DSS Blog

How cloud computing benefits data science

Written by Data Science Salon | Mar 8, 2022 1:34:49 PM

Cloud computing is essentially the backbone of data science. But what exactly makes this technology so critical for data scientists and the AI solutions they build?

Businesses are moving to the cloud 

According to the Flexera (formerly RightScale) State of Cloud 2021 report, the usage of cloud technology is rising, with 55% of enterprise workloads expected to be cloud-based within the next 12 months and almost 60% of companies planning to focus on cloud migration.

One of the key drivers of cloud transformation is increasing cost-effectiveness and savings, with 79% of companies using these factors to measure cloud progress. Basically, cloud-based computing and storage are far more cost-effective than on-prem infrastructure. 

And this is why cloud computing is so beneficial for data science, and one of the key reasons why AI and data science have emerged in the corporate world.  

The importance of cloud computing in data science

With gargantuan datasets to process and heavy models to train, data science can be considered one of the most resource-hungry aspects of modern business. The core of data science is analyzing and processing large volumes of data, harvesting insights from them, and training AI models to automate the workflows. 

Cloud storage

As mentioned above, the core of data science is the use of big data, usually gathered by companies and scientific institutions. For example, the ImageNet dataset consists of more than 14 million images with manually added labels on what the image depicts. The dataset is widely used by organizations to train image recognition and object detection algorithms.

Data scientists who use these large-scale databases need to store and share the data, access it remotely and update it in an easy way. This normally exceeds the capacity of their local storage and cloud storage provides an affordable solution.

Cloud-based computing power

Having the gargantuan datasets stored on cloud-based solutions, data scientists can start to train AI models, which is a computational heavy process. According to researchers from MIT Computer Science and A.I. Lab, the progress of deep learning applications is strongly dependent on the availability of computing power.

Modern machine learning and deep learning models trained to perform sophisticated tasks can require unimaginable resources. AlphaStar, the Deepmind agent that has beaten human StarCraft II champion players, was built by combining five separate reinforcement-learning agents, trained for 14 days on 16 Tensor Processing Units each.

Access to this amount of processing power was possible due to cloud computing. With the cloud, a scalability company can rent the required machines in a pay-as-you-go model and abandon them as they become obsolete. Buying this power as an on-prem infrastructure would be highly ineffective. The machines would have been used only with a fraction of their available power for most of the time. 

Shareability

Cloud providers are aware of the fact that, by combining the large storage and computing power, they provide a great environment for data scientists. When using cloud-based tools, data science teams can share and collaborate on their projects in an easier and more efficient way than when using an on-prem infrastructure.

Apart from the raw power and storage, cloud providers come up with tools to facilitate and automate data science-related workflows.

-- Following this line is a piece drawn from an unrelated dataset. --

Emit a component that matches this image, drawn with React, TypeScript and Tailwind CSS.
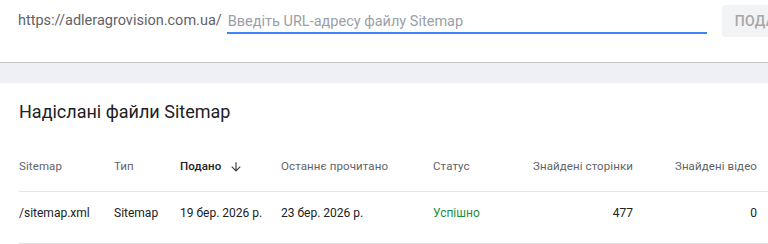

For example, Google released CoLabolatory, which is basically a Jupyter notebook with full integration with Google Cloud environment. The CoLaboratory also benefits from the experiences gathered with the development of Google Docs, providing coders with the ability to collaborate and comment on their work.

ML as a service

With the growing need for AI-powered tools to be used by companies all around the world, the largest tech companies decided to deliver their own sets of tools to easily launch the desired solution. The users are provided with ready-to-use building blocks that can enrich the existing workflows and power new products. 

Google Cloud comes with a set of pre-trained solutions to use in a nearly off-the-shelf model. The client company can take the model prepared before and implement it as one of the building blocks in the existing, Google Cloud-based business workflow.

A similar solution is available through Amazon Web Services and from Microsoft, known as AI Builder

Summary

It is not surprising that data science is a computational and storage-heavy domain, with gargantuan datasets and many hours of full-power computing used. With the ability to access the nearly infinite online storage for a decent price combined with computing power scalable from zero to infinity and backward in seconds, cloud computing is a perfect match for modern data science.